= 2002 California Proposition 50 =

California law

Proposition 50 was a proposition in the state of California on the November 5, 2002 ballot. The proposition passed with 3,808,594 (55.4%) votes in favor and 3,076,333 (44.6%) against. It was placed on the ballot through the initiative process.

When put on the ballot, the question before voters was:

Should the state borrow three billion four hundred forty million dollars ($3,440,000,000) through the sale of general obligation bonds for a variety of water projects including coastal protection, the CALFED Bay-Delta Program, integrated regional water management, safe drinking water, and water quality?

== Official summary ==
The passing of California Proposition 50 would allow:
- 3,440,000,000 general obligation bonds to fund a variety of water projects, including:
  - Specified CALFED Bay-Delta Program projects including urban and agricultural water use efficiency projects
  - Grants and loans to reduce Colorado River water use
  - Purchasing, protecting and restoring coastal wetlands near urban areas
  - Competitive grants for water management and quality improvement projects
  - Development of river parkways
  - Improved security for state, local and regional water systems
  - Grants for desalination and drinking water disinfection
- Appropriates money from state General Fund to pay off bonds

==State and Local Government==
The passing of California Proposition 50 resulted in a cost of up to $6.9 billion over 30 years to pay off both the principal ($3.44 billion) and interest ($3.46 billion) costs on the bonds at a state level.
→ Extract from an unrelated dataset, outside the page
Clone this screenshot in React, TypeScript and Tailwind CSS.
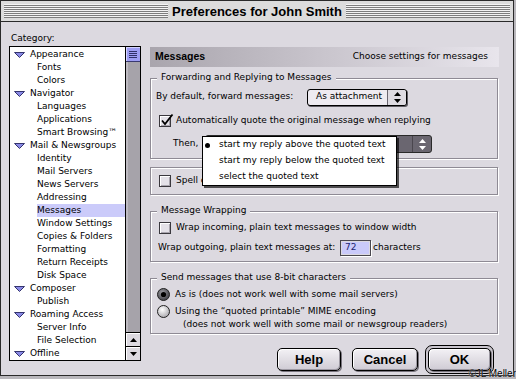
import React from "react";

const items: [string, number][] = [
  ["Appearance", 0], ["Fonts", 1], ["Colors", 1],
  ["Navigator", 0], ["Languages", 1], ["Applications", 1], ["Smart Browsing™", 1],
  ["Mail & Newsgroups", 0], ["Identity", 1], ["Mail Servers", 1], ["News Servers", 1],
  ["Addressing", 1], ["Messages", 1], ["Window Settings", 1], ["Copies & Folders", 1],
  ["Formatting", 1], ["Return Receipts", 1], ["Disk Space", 1],
  ["Composer", 0], ["Publish", 1], ["Roaming Access", 0], ["Server Info", 1],
  ["File Selection", 1], ["Offline", 0],
];

function Tri() {
  return (
    <svg width="11" height="6" viewBox="0 0 11 6" className="shrink-0">
      <polygon points="0.5,0.5 10.5,0.5 5.5,5.5" fill="#8a8ae6" stroke="#34346e" strokeWidth="1" />
    </svg>
  );
}

function Arrows({ color = "#000" }: { color?: string }) {
  return (
    <svg width="7" height="11" viewBox="0 0 7 11">
      <polygon points="3.5,0 7,4 0,4" fill={color} />
      <polygon points="0,7 7,7 3.5,11" fill={color} />
    </svg>
  );
}

function Check({ checked }: { checked?: boolean }) {
  return (
    <div className="relative w-[12px] h-[12px] shrink-0 border border-[#3a383e] bg-[#e4e1e8] shadow-[inset_1px_1px_0_#ffffff,inset_-1px_-1px_0_#a9a5ae]">
      {checked && (
        <svg className="absolute left-[0px] top-[-3px]" width="14" height="14" viewBox="0 0 14 14">
          <path d="M2 7.5 L5 11 L12.5 1.5" fill="none" stroke="#000" strokeWidth="1.8" />
        </svg>
      )}
    </div>
  );
}

function Radio({ on }: { on?: boolean }) {
  return (
    <svg width="13" height="13" viewBox="0 0 13 13" className="shrink-0">
      <defs>
        <radialGradient id={on ? "rg1" : "rg2"} cx="0.4" cy="0.35" r="0.7">
          <stop offset="0" stopColor={on ? "#9a9aa0" : "#ffffff"} />
          <stop offset="1" stopColor={on ? "#3c3c42" : "#a8a6ac"} />
        </radialGradient>
      </defs>
      <circle cx="6.5" cy="6.5" r="6" fill={`url(#${on ? "rg1" : "rg2"})`} stroke="#222" strokeWidth="1" />
      {on && <circle cx="6.5" cy="6.5" r="2.6" fill="#000" />}
    </svg>
  );
}

const legend = "ml-[1px] px-[4px] pb-[3px] leading-[12px] bg-[#dcd9e0]";
const fieldset =
  "border border-[#8e8a94] shadow-[inset_1px_1px_0_#ffffff,1px_1px_0_#ffffff] px-[5px]";
const btn =
  "flex items-center justify-center h-[23px] rounded-[5px] border border-black bg-gradient-to-b from-[#f3f1f5] to-[#cfcbd4] shadow-[inset_1px_1px_0_#ffffff,inset_-1px_-1px_0_#9c98a2,1px_1px_0_#77737c] font-['Liberation_Sans',sans-serif] font-bold text-[13px]";

export default function App() {
  return (
    <div className="relative w-[516px] h-[379px] overflow-hidden bg-[#b9b7bc] font-['DejaVu_Sans',sans-serif] text-[9px] text-black">
      <div className="flex flex-col w-[514px] h-[376px] border border-[#2a2a2a] bg-[#dcd9e0]">
        {/* title bar */}
        <div className="h-[21px] shrink-0 border-b border-[#2a2a2a] bg-[#dcdcdc] px-[3px] pt-[3px]">
          <div className="h-[14px] flex justify-center bg-[image:repeating-linear-gradient(to_bottom,#f4f4f4_0px,#f4f4f4_1px,#7e7e7e_1px,#7e7e7e_2px)]">
            <span className="bg-[#dcdcdc] px-[4px] h-full flex items-center font-['Liberation_Sans',sans-serif] font-bold text-[13px] leading-none">
              Preferences for John Smith
            </span>
          </div>
        </div>

        <div className="flex flex-1 pl-[8px] pt-[10px]">
          {/* left column */}
          <div className="w-[132px] shrink-0 flex flex-col">
            <div className="h-[12px] leading-[12px] pl-[2px]">Category:</div>
            <div className="mt-[2px] h-[315px] flex border border-black bg-white">
              <div className="flex-1 pt-[1px] overflow-hidden">
                {items.map(([label, lvl]) =>
                  lvl === 0 ? (
                    <div key={label} className="h-[13px] flex items-center pl-[4px]">
                      <Tri />
                      <span className="ml-[5px] whitespace-nowrap leading-[13px]">{label}</span>
                    </div>
                  ) : (
                    <div key={label} className="h-[13px] flex pl-[27px]">
                      <span
                        className={`flex-1 whitespace-nowrap leading-[13px] ${
                          label === "Messages" ? "bg-[#cbcbfa]" : ""
                        }`}
                      >
                        {label}
                      </span>
                    </div>
                  )
                )}
              </div>
              {/* scrollbar */}
              <div className="w-[15px] shrink-0 border-l border-black flex flex-col bg-[#a6a3aa]">
                <div className="h-[15px] border-b border-[#3a3a70] bg-[#9d9df4] shadow-[inset_1px_1px_0_#d4d4ff] flex flex-col items-center justify-center gap-[1px]">
                  <div className="w-[8px] h-[1px] bg-[#30306a]" />
                  <div className="w-[8px] h-[1px] bg-[#30306a]" />
                  <div className="w-[8px] h-[1px] bg-[#30306a]" />
                  <div className="w-[8px] h-[1px] bg-[#30306a]" />
                </div>
                <div className="flex-1 shadow-[inset_2px_0_0_#bdbac1]" />
                <div className="h-[14px] border-t border-black bg-[#dcd9e0] shadow-[inset_1px_1px_0_#fff] flex items-center justify-center">
                  <svg width="7" height="4" viewBox="0 0 7 4"><polygon points="3.5,0 7,4 0,4" fill="#000" /></svg>
                </div>
                <div className="h-[14px] border-t border-black bg-[#dcd9e0] shadow-[inset_1px_1px_0_#fff] flex items-center justify-center">
                  <svg width="7" height="4" viewBox="0 0 7 4"><polygon points="0,0 7,0 3.5,4" fill="#000" /></svg>
                </div>
              </div>
            </div>
          </div>

          {/* right column */}
          <div className="ml-[9px] w-[349px] shrink-0 flex flex-col pt-[15px]">
            <div className="h-[20px] shrink-0 flex items-center justify-between pl-[5px] pr-[11px] bg-gradient-to-r from-[#a9a5ad] via-[#c9c5cd] to-[#e8e5ec]">
              <span className="font-['Liberation_Sans',sans-serif] font-bold text-[10.5px]">Messages</span>
              <span>Choose settings for messages</span>
            </div>

            {/* Forwarding fieldset */}
            <fieldset className={`mt-[4px] w-[348px] pb-[5px] ${fieldset}`}>
              <legend className={legend}>Forwarding and Replying to Messages</legend>
              <div className="pt-[2px] h-[20px] flex items-center">
                <span className="w-[151px] whitespace-nowrap">By default, forward messages:</span>
                <div className="w-[100px] h-[17px] flex rounded-[3px] border border-black bg-[#eeebf1] shadow-[1px_1px_0_#5f5c64]">
                  <span className="flex-1 flex items-center pl-[8px]">As attachment</span>
                  <div className="w-[19px] border-l border-[#6a6670] flex items-center justify-center bg-[#dedbe2] rounded-r-[3px]">
                    <Arrows />
                  </div>
                </div>
              </div>
              <div className="mt-[9px] h-[12px] flex items-center pl-[3px]">
                <Check checked />
                <span className="ml-[5px] whitespace-nowrap">Automatically quote the original message when replying</span>
              </div>
              <div className="relative mt-[8px] h-[18px] flex items-center">
                <span className="ml-[17px] w-[32px]">Then,</span>
                <div className="w-[227px] h-[18px] flex rounded-[3px] border border-[#2a2a2a] bg-[#6a6670]">
                  <span className="flex-1" />
                  <div className="w-[19px] border-l border-[#4a464e] flex items-center justify-center">
                    <Arrows color="#ffffff" />
                  </div>
                </div>
                {/* open menu */}
                <div className="absolute left-[46px] top-[1px] w-[195px] h-[50px] border border-black bg-white shadow-[2px_2px_0_rgba(0,0,0,0.65)] z-10">
                  {[
                    "start my reply above the quoted text",
                    "start my reply below the quoted text",
                    "select the quoted text",
                  ].map((t, i) => (
                    <div key={t} className="h-[16px] flex items-center">
                      <div className="w-[16px] pl-[2px] flex items-center">
                        {i === 0 && <div className="w-[5px] h-[5px] rounded-full bg-black" />}
                      </div>
                      <span className="whitespace-nowrap">{t}</span>
                    </div>
                  ))}
                </div>
              </div>
            </fieldset>

            {/* Spell box */}
            <div className={`mt-[8px] w-[348px] h-[28px] pt-[7px] ${fieldset}`}>
              <div className="h-[12px] flex items-center pl-[3px]">
                <Check />
                <span className="ml-[5px] whitespace-nowrap">Spell check messages before sending</span>
              </div>
            </div>

            {/* Message Wrapping */}
            <fieldset className={`mt-[9px] w-[348px] pb-[5px] ${fieldset}`}>
              <legend className={legend}>Message Wrapping</legend>
              <div className="mt-[3px] h-[12px] flex items-center pl-[3px]">
                <Check />
                <span className="ml-[5px] whitespace-nowrap">Wrap incoming, plain text messages to window width</span>
              </div>
              <div className="mt-[6px] h-[16px] flex items-center">
                <span className="pl-[2px] w-[184px] whitespace-nowrap">Wrap outgoing, plain text messages at:</span>
                <div className="w-[31px] h-[16px] border border-[#4a4850] bg-[#dcd9e0] p-[1px] shadow-[1px_1px_0_#ffffff]">
                  <div className="h-full bg-[#cacafa] flex items-center pl-[3px] text-[#1c1c70]">72</div>
                </div>
                <span className="ml-[2px]">characters</span>
              </div>
            </fieldset>

            {/* 8-bit */}
            <fieldset className={`mt-[9px] w-[348px] pb-[2px] ${fieldset}`}>
              <legend className={legend}>Send messages that use 8-bit characters</legend>
              <div className="mt-[2px] h-[13px] flex items-center pl-[1px]">
                <Radio on />
                <span className="ml-[5px] whitespace-nowrap">As is (does not work well with some mail servers)</span>
              </div>
              <div className="mt-[4px] h-[13px] flex items-center pl-[1px]">
                <Radio />
                <span className="ml-[5px] whitespace-nowrap">Using the “quoted printable” MIME encoding</span>
              </div>
              <div className="mt-[1px] h-[12px] flex items-center pl-[27px] whitespace-nowrap">
                (does not work well with some mail or newsgroup readers)
              </div>
            </fieldset>

            {/* buttons */}
            <div className="mt-[11px] flex items-center justify-end pr-[5px]">
              <div className={`w-[64px] ${btn}`}>Help</div>
              <div className={`ml-[11px] w-[66px] ${btn}`}>Cancel</div>
              <div className="ml-[7px] w-[69px] h-[29px] rounded-[7px] border border-black bg-[#c9c5cd] p-[2px]">
                <div className={`w-full ${btn}`}>OK</div>
              </div>
            </div>
          </div>
        </div>
      </div>
      <div className="absolute right-0 bottom-0 leading-[10px] text-[10px] font-['Liberation_Sans',sans-serif] text-black [text-shadow:0_0_1px_#fff]">
        ©JL Meller
      </div>
    </div>
  );
}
This will consist of payments of about $230 million per year. It would also cause a reduction in local property tax revenues, ranging from a few million dollars to roughly $10 million annually, about one-half of which would be off-set by state payments to schools to make up their revenue loss. It had unknown costs to state and local governments to operate or maintain the properties or projects purchased or developed with the bond funds.